Cómo empecé: Marcelo Cohen

MARCELO COHEN

Cohen panorámico

 

Marcelo-Cohen

Figura insoslayable de la literatura contemporánea, creador de una cosmogonía que ya es territorio de nuestra lengua, Marcelo Cohen repasa sus inicios narrativos en una apasionante trama de perspectivas. Su infancia porteña, los días en el Colegio Nacional Buenos Aires, su acercamiento a los libros, los primeros referentes, los años de periodismo y militancia, el exilio en España, el regreso y el universo íntimo de su escritura se despliegan en una charla franca y conmovedora. Por si fuera poco, el también traductor –y director, junto a Graciela Speranza, de la estupenda revista Otra Parte– abre para los lectores de La balandra la libreta de notas en la que, de puño y letra, empezara a concebir su Delta Panorámico, y un fragmento de su tarea de edición.

Entrevista de Ángel Berlanga

“Se te van a hacer algunos silencios, porque hay cosas que tengo que ir a buscar”, dice Marcelo Cohen en referencia a los años 50, 60, primera mitad de los 70, los años en que fue un niño, un pibe, un joven de Buenos Aires, los años en que empezó a escribir. En perspectiva, sin embargo, este escritor y traductor no incurrirá en silencios y sí referirá a nuevos comienzos en su escritura, ya de más grande, cuando aparezcan en sus textos los rasgos fantásticos, o cuando pinte el Delta Panorámico: lógicas y desfasajes más o menos sorpresivos del túnel del tiempo. Así, entonces, puede escribirse que ahora Cohen busca la época del secundario: “Entrar al Nacional Buenos Aires y pasar de la colección Robin Hood a Borges para mí fue un salto –dice–. Creo que el primer libro que nos dio para leer un profesor de literatura fue El escritor y sus fantasmas; por supuesto, es una barbaridad, porque un chico de trece años no podía entender eso. Igual: con qué se estaba peleando Sábato, ¿no? Ahí explica por qué abandonó la ciencia y todo eso; con lo poco amigo que uno fue de Sábato, también tenía su pensamiento”.
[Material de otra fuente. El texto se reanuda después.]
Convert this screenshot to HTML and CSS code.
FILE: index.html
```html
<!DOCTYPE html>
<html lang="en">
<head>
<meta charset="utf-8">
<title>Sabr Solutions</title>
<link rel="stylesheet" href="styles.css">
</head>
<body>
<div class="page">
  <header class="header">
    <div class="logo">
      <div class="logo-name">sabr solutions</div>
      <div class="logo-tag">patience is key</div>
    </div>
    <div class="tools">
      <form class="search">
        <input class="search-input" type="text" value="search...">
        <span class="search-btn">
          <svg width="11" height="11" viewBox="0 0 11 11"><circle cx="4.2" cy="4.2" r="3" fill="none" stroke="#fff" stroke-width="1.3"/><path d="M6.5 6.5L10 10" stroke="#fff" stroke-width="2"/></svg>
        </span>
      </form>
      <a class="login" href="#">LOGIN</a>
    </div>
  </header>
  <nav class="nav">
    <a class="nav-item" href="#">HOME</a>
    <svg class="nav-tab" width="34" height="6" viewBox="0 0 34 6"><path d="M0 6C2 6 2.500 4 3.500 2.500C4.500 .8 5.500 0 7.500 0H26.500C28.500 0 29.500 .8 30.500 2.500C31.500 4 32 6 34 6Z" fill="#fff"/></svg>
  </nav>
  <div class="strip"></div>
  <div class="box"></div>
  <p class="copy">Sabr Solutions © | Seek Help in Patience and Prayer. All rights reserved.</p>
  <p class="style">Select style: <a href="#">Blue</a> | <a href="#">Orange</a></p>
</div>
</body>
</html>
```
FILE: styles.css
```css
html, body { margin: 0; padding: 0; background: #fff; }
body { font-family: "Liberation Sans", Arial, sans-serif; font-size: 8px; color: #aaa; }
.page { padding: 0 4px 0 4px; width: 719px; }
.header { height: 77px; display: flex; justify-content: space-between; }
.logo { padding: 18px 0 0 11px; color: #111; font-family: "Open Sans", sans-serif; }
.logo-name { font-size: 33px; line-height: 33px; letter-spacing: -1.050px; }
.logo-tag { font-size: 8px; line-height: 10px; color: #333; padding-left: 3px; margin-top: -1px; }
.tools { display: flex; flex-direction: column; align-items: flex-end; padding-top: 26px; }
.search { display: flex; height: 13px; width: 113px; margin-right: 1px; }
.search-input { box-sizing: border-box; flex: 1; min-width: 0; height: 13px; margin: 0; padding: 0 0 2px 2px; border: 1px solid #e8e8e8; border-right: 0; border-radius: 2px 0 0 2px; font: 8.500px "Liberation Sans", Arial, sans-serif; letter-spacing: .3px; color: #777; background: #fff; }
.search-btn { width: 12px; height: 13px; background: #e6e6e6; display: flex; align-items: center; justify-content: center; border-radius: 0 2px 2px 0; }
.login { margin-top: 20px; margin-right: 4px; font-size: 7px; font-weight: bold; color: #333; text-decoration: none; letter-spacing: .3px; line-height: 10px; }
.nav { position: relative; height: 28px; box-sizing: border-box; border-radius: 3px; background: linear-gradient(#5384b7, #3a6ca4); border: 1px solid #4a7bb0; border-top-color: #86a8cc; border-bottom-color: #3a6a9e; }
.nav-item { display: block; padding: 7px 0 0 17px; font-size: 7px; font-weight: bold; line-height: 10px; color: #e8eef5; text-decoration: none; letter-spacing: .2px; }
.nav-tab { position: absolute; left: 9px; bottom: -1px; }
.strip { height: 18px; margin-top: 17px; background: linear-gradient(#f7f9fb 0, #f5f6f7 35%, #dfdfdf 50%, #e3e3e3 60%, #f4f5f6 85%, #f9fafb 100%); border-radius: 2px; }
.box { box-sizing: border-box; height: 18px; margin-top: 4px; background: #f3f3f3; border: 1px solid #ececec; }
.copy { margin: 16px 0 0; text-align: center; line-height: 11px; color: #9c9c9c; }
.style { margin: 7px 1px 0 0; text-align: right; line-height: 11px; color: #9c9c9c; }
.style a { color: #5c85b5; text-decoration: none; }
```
En El Torreón, mediodía, invierno, pide una ensalada: lechuga, tomate, zanahoria, apio, atún. Cada tanto los trenes llegan o arrancan de la estación Belgrano R, frente a este bar: Cohen vive a pocas cuadras cuadras y suele venir a este sitio. “Nací en Buenos Aires, el 29 de septiembre de 1951, y pasé la infancia en el centro de la ciudad, jugando a la pelota en veredas de no más de cinco metros de ancho, entre peatones y bocinazos”, escribió en un texto autobiográfico que antecede a una entrevista realizada en octubre de 1993 por Graciela Speranza, que hoy es su mujer. Algo más de aquel texto: “Mi padre había llegado de Bulgaria a los cinco años; mi madre era hija de un
ucraniano y una polaca; cada uno de mis tíos venía de un país diferente. Aunque todos eran judíos, los sefarditas hablaban en ladino y los ashkenazis se sacaban el cuero en yiddish. Todo esto podría haber sido pintoresco, pero, al modo general de la inmigración, tendía obstinadamente a la normalidad: unos prosperaban, otros fracasaban y los disidentes iban hacia la locura con el solapado apoyo de los demás. Mi padre era optimista, tímido e ingenuo, y desastroso para el comercio; renqueba de una pierna. Mi madre, eficiente y sobreprotectora. Entre los dos nos transmitieron una buena cantidad de miedos, titubeos y un descreimiento plagado de supersticiones, pero también fuerza de voluntad, mucho cariño y una propensión a disfrutar con pequeños placeres: un paseo con helados, una película”. En su casa, a excepción de los infantiles, había pocos libros. El primer libro que lo deslumbró fue Crónicas marcianas. “Desde el momento en que entré al Buenos Aires, o ya al final del primario, mi familia, que era una típica familia de clase media judía, empezó a tener problemas económicos –cuenta Cohen–. Entonces mi hermana, que tiene seis años más que yo, empezó a dar clases de inglés, y trabajaba. Mi viejo tenía esa cosa de gran amor por Norteamérica, que había en la clase media, la admiración por los aparatos. La época de Mad Men. De chico yo también había estudiado inglés, y digamos que eso me marcó la vida, me dio la posibilidad de ser traductor. Empecé a traducir por mi cuenta a los diecinueve”.